NEW YORK, June 19 (IFR) - National Financial Partners Corp was the only issuer to brave the US funding markets Wednesday, testing the waters while other issuers stayed on the sidelines ahead of the highly anticipated Federal Reserve statement later in the day.
NFP, a wealth management advisory firm, downsized its deal to USD300m from an initial USD337m, planning to use the junk-rated debt as part of a USD1.2bn financing package to fund a leveraged buyout of the company by private equity firm Madison Dearborn Partners.
Meanwhile the term loan B was upsized by the same amount, to USD753m from USD716m. There is also a USD135m revolver.
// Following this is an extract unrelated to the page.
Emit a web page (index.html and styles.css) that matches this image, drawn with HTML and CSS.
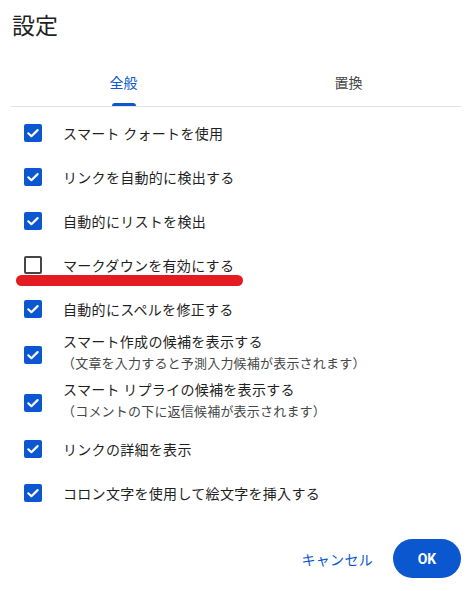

NFP’s decision to take on a potentially volatile session raised some eyebrows. It was the only bond trade announced in the US capital markets Wednesday, with issuers holding back due to uncertainty surrounding what the Fed will do next about quantitative easing - worries that have wreaked havoc on the markets in recent weeks and sent Treasury yields spiking.
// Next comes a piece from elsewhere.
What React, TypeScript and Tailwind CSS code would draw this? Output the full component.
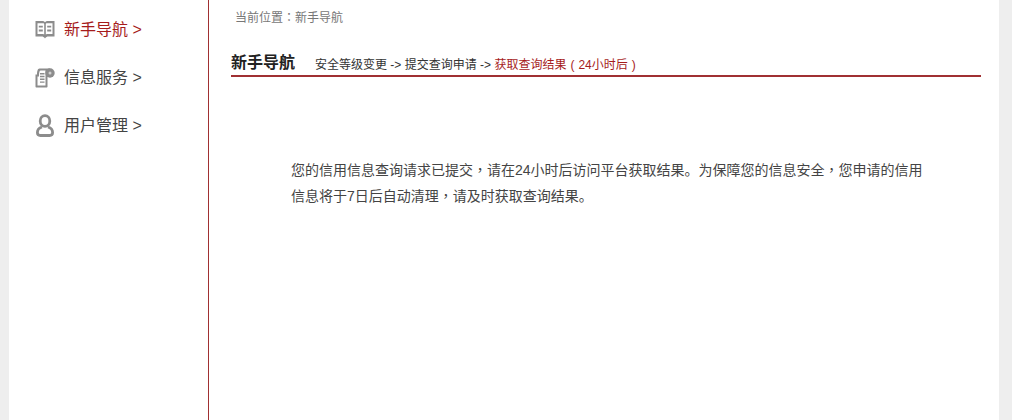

“It is curious timing, but this is something that has specific use of proceeds and likely needs to settle by a certain time,” said one leveraged finance banker.
“It’s financing that needs to get done. There’s no other reason to tackle the market with the Fed.”
But sources told IFR that, with price talk of 8.75% to 9% out on the Triple C rated bond, the deal will clearly be less sensitive to Fed-related volatility.
“If it was a higher quality name that was talking at a yield below five percent, the Fed equation might be more important for investors,” the banker said.
The company held an extensive investor roadshow over the past week to sell the bonds ahead of today’s shareholder vote on the proposed LBO by Madison Dearborn.
“When you work in acquisition financing,” said a banker familiar with the deal, “you don’t hang around to see what happens.”
Though he conceded that some investors have abstained on fear of more volatility following the Fed announcement, the deal is reportedly largely pre-placed.
“There are a lot of investors that see value at these higher levels,” the banker said.
The eight-year non-call three senior notes are being led by joint bookrunners Deutsche Bank, Morgan Stanley, UBS, CS, MCS Capital Markets and RBS.
NFP increased pricing on its loan, with the seven-year term loan B now guided at Libor plus 425 basis points, with a one percent Libor floor and a 99 area issue price.
NFP announced the LBO in April with Madison Dearborn paying USD25.35 per share of NFP common stock.
Additionally, Madison Dearborn affiliates have committed to a USD385.4m cash investment.